The MCSCF module provides complete active space configuration interaction (CASCI) and complete active space self-consistent field (CASSCF)64,65 methods for multi-reference problems. As discussed in Sec. IV B, the module also provides a general second-order orbital optimizer78 that can optimize the orbitals of external methods, with native interfaces for the orbital optimization of the density matrix renormalization group (DMRG),29,30 full configuration interaction quantum Monte Carlo (FCIQMC),35,79 and selected configuration interaction wavefunctions.31,32 Starting from a CASCI or CASSCF wavefunction, PySCF also implements the strongly contracted second-order n-electron valence perturbation theory48,49 (SC-NEVPT2) in the MRPT module to include additional dynamic correlation. Together with external active-space solvers, this enables one to treat relatively large active spaces for such calculations, as illustrated in Fig. 8.
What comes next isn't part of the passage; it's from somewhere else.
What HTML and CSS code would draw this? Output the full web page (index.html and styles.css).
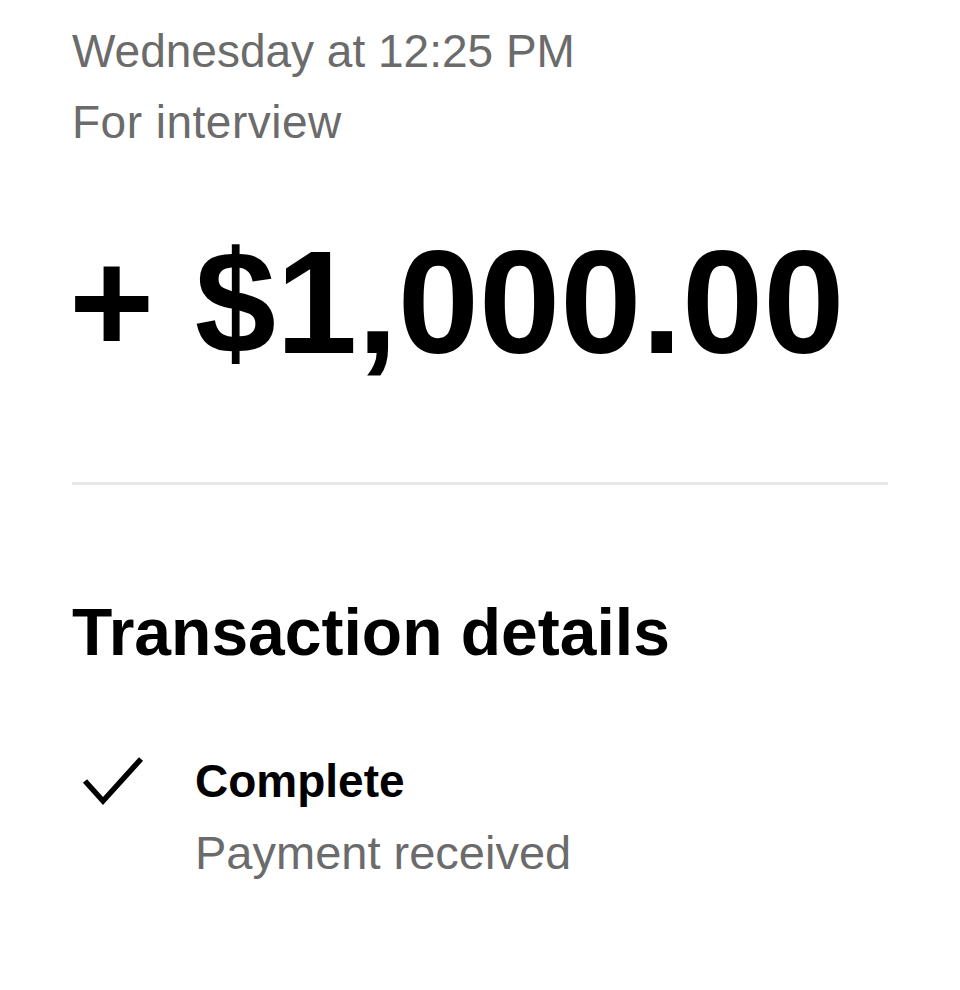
FILE: index.html
```html
<!DOCTYPE html>
<html lang="en">
<head>
    <meta charset="UTF-8" />
    <meta name="viewport" content="width=device-width, initial-scale=1.0" />
    <title>Transaction</title>
    <link rel="stylesheet" href="styles.css">
</head>
<body>
    <div class="meta">
        <div>Wednesday at 12:25 PM</div>
        <div class="meta-note">For interview</div>
    </div>

    <div class="amount">+ $1,000.00</div>

    <hr class="divider">

    <h2 class="section-title">Transaction details</h2>

    <div class="status-row">
        <svg class="status-icon" width="72" height="72" viewBox="0 0 72 72">
            <polyline points="7,36 25,56 63,14" fill="none" stroke="#000" stroke-width="5.5" />
        </svg>
        <div class="status-text">
            <div class="status-title">Complete</div>
            <div class="status-sub">Payment received</div>
        </div>
    </div>
</body>
</html>
```

FILE: styles.css
```css
body {
    font-family: "Liberation Sans", Arial, sans-serif;
    margin: 0;
    padding: 16px 72px 0;
    background-color: #fff;
    color: #000;
}

.meta {
    font-size: 46px;
    line-height: 71px;
    color: #6b6b6b;
}

.meta-note {
    letter-spacing: 0.5px;
}

.amount {
    margin-top: 72px;
    margin-left: -3px;
    font-size: 146px;
    line-height: 146px;
    font-weight: bold;
}

.divider {
    margin: 106px 0 0;
    border: none;
    height: 3px;
    background-color: #e8e8e8;
}

.section-title {
    margin: 114px 0 0;
    font-size: 66px;
    line-height: 66px;
    font-weight: bold;
}

.status-row {
    display: flex;
    gap: 45px;
    margin-top: 80px;
}

.status-icon {
    margin-left: 6px;
    flex-shrink: 0;
}

.status-text {
    font-size: 46px;
    line-height: 72px;
}

.status-title {
    font-weight: bold;
}

.status-sub {
    font-size: 47px;
    color: #6b6b6b;
}
```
2. Crystalline implementations
As discussed in Sec. III, the PySCF implementations of many-body methods for crystalline systems closely parallel their molecular implementations. In fact, all molecular modules can be used to carry out calculations in solids at the Γ-point, and many modules (those supporting complex integrals) can be used at any other single k-point. Such single k-point calculations only require the appropriate periodic integrals to be supplied to the many-body solver (Fig. 9). For those modules that support complex integrals, twist averaging can then be performed to sample the Brillouin zone. To use savings from k-point symmetries, an additional summation over momentum conserving k-point contributions needs to be explicitly implemented. Such implementations are provided for MP2, CCSD, CCSD(T), IP/EA-EOM-CCSD27 and EE-EOM-CCSD,80 and G0W0. For example, Fig. 10 shows the MP2 correlation energy and the CIS excitation energy of MgO, calculated using periodic density-fitted implementations; the largest system shown, with a 7 × 7 × 7 k-point mesh, correlates 5488 valence electrons in 9261 orbitals. Furthermore, Fig. 11 shows some examples of periodic correlated calculations on NiO carried out using the G0W0 and CCSD methods.
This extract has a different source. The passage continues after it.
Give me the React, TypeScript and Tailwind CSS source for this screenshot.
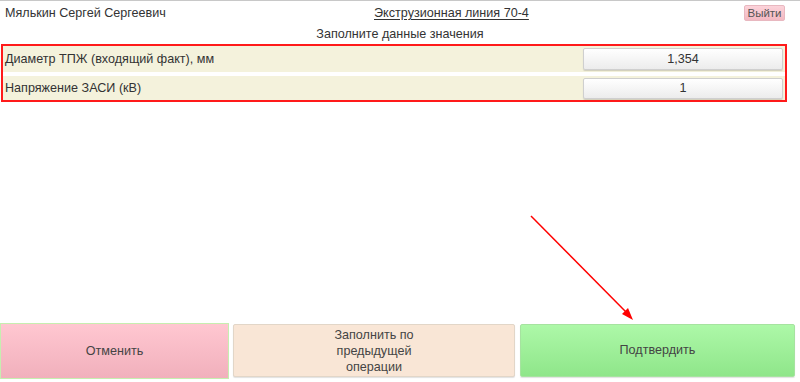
import React from "react";

export default function App() {
  const font = { fontFamily: '"Liberation Sans", Arial, sans-serif' };
  return (
    <div
      className="relative flex h-[382px] w-[800px] flex-col overflow-hidden border-t border-[#c8c8c8] bg-white text-[12.6px] text-[#333]"
      style={font}
    >
      <div className="flex h-[24px] items-center justify-between pl-[5px] pr-[15px]">
        <span className="w-[200px]">Мялькин Сергей Сергеевич</span>
        <span className="ml-[169px] underline underline-offset-2">Экструзионная линия 70-4</span>
        <button className="ml-auto h-[16px] w-[41px] rounded-[2px] border border-[#e8b8c0] bg-gradient-to-b from-[#fcd3da] to-[#f3b8c2] text-[11.5px] leading-[14px] text-[#555]">
          Выйти
        </button>
      </div>
      <div className="flex h-[19px] items-center justify-center">Заполните данные значения</div>
      <div className="ml-px w-[786px] border-2 border-[#ff1a1a] bg-white">
        <div className="flex h-[26px] items-center justify-between bg-[#f4f2dc] pl-[2px] pr-[2px]">
          <span>Диаметр ТПЖ (входящий факт), мм</span>
          <div className="flex h-[22px] w-[200px] items-center justify-center rounded-[2px] border border-[#cfcfcf] bg-gradient-to-b from-white to-[#ececec] shadow-[0_1px_1px_rgba(0,0,0,0.15)]">
            1,354
          </div>
        </div>
        <div className="h-[4px]" />
        <div className="flex h-[24px] items-center justify-between bg-[#f4f2dc] pl-[2px] pr-[2px]">
          <span>Напряжение ЗАСИ (кВ)</span>
          <div className="flex h-[21px] w-[200px] items-center justify-center rounded-[2px] border border-[#cfcfcf] bg-gradient-to-b from-white to-[#ececec] shadow-[0_1px_1px_rgba(0,0,0,0.15)]">
            1
          </div>
        </div>
      </div>
      <div className="flex-1" />
      <div className="mb-[3px] flex items-stretch">
        <button className="flex h-[56px] w-[229px] items-center justify-center border border-[#c6eeb0] bg-gradient-to-b from-[#ffc7d1] to-[#f1b0bc] text-[12.6px] text-[#444]">
          Отменить
        </button>
        <button className="ml-[4px] mt-px flex h-[53px] w-[282px] items-center justify-center rounded-[2px] border border-[#e2d6c8] bg-[#f9e6d6] text-center text-[12.6px] leading-[16px] text-[#444] shadow-[0_1px_1px_rgba(0,0,0,0.12)]">
          Заполнить по
          <br />
          предыдущей
          <br />
          операции
        </button>
        <button className="ml-[5px] mt-px flex h-[53px] w-[275px] items-center justify-center rounded-[2px] border border-[#a6e3a0] bg-gradient-to-b from-[#adf8a8] to-[#8fe68a] text-[12.6px] text-[#444] shadow-[0_1px_1px_rgba(0,0,0,0.12)]">
          Подтвердить
        </button>
      </div>
      <svg className="pointer-events-none absolute left-0 top-0" width="800" height="382">
        <line x1="531" y1="215" x2="628" y2="313" stroke="#ff0000" strokeWidth="1.5" />
        <polygon points="633,319 622,313 628,307" fill="#ff0000" />
      </svg>
    </div>
  );
}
In Table I, we provide rough estimates of the sizes of problems that can be tackled using PySCF for each electronic structure method. Figures 7, 8, 10, and 11 illustrate some real-world examples of calculations performed using PySCF. Note that the size of system that can be treated is a function of the computational resources available; the estimates given above assume relatively standard and modest computational resources, e.g., a node of a cluster, or a few dozen cores. For more details of the runtime environment and program settings for similar performance benchmarks, we refer readers to the benchmark page of the PySCF website (www.PySCF.org). The implementation and performance of PySCF on massively parallel architectures is discussed in Sec. V H.
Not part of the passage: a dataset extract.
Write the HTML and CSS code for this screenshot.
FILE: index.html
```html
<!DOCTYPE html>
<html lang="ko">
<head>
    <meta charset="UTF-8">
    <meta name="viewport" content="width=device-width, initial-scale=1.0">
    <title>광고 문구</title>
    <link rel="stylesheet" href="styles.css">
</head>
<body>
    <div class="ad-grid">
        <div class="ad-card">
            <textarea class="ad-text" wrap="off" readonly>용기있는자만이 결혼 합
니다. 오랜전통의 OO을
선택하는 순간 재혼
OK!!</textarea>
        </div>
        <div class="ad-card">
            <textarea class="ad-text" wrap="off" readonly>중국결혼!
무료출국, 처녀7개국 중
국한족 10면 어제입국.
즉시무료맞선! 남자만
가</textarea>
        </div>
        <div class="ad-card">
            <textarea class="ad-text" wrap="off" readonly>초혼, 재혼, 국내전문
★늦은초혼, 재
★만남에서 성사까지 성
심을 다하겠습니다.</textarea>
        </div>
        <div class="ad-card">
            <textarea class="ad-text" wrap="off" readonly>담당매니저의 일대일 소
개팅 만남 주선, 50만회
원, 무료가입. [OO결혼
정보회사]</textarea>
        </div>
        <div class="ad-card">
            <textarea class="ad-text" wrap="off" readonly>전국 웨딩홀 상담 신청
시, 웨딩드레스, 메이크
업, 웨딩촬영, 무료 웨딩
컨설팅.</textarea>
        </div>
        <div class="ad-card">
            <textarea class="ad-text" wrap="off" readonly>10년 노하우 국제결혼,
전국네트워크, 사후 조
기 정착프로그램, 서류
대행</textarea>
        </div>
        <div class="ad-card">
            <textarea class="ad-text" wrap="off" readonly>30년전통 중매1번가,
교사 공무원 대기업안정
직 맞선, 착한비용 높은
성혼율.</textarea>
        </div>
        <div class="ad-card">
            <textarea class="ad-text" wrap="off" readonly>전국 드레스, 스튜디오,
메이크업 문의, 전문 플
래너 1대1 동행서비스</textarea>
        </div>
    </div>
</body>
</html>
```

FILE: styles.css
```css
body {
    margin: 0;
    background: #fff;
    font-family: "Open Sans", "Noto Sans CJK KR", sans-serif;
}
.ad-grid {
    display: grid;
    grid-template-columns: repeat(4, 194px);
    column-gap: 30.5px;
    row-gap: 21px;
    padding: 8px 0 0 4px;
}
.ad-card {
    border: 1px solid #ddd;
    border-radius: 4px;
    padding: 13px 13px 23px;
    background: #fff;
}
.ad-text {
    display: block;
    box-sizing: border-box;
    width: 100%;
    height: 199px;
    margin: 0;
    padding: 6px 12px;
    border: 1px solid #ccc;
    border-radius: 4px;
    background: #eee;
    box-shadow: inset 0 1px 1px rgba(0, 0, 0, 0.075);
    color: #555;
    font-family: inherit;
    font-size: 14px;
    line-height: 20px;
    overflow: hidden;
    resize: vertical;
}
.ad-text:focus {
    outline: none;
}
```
For molecular calculations using mean-field methods, PySCF can treat systems with more than 10 000 AO basis functions without difficulty. Figure 15 shows the time of building the Fock matrix for a large water cluster with more than 12 000 basis functions. With the integral screening threshold set to 10−13 a.u., it takes only around 7 h on one computer node with 32 CPU cores. Applying MPI (Message Passing Interface) parallelization further reduces the Fock-build time (see Sec. V H). For periodic boundary calculations at the DFT level using pure XC functionals, even larger systems can be treated using pseudopotentials and a multi-grid implementation. Table II presents an example of such a calculation, where for the largest system considered ([H2O]512 with more than 25 000 basis functions), the Fock-build time is about an hour or less on a single node.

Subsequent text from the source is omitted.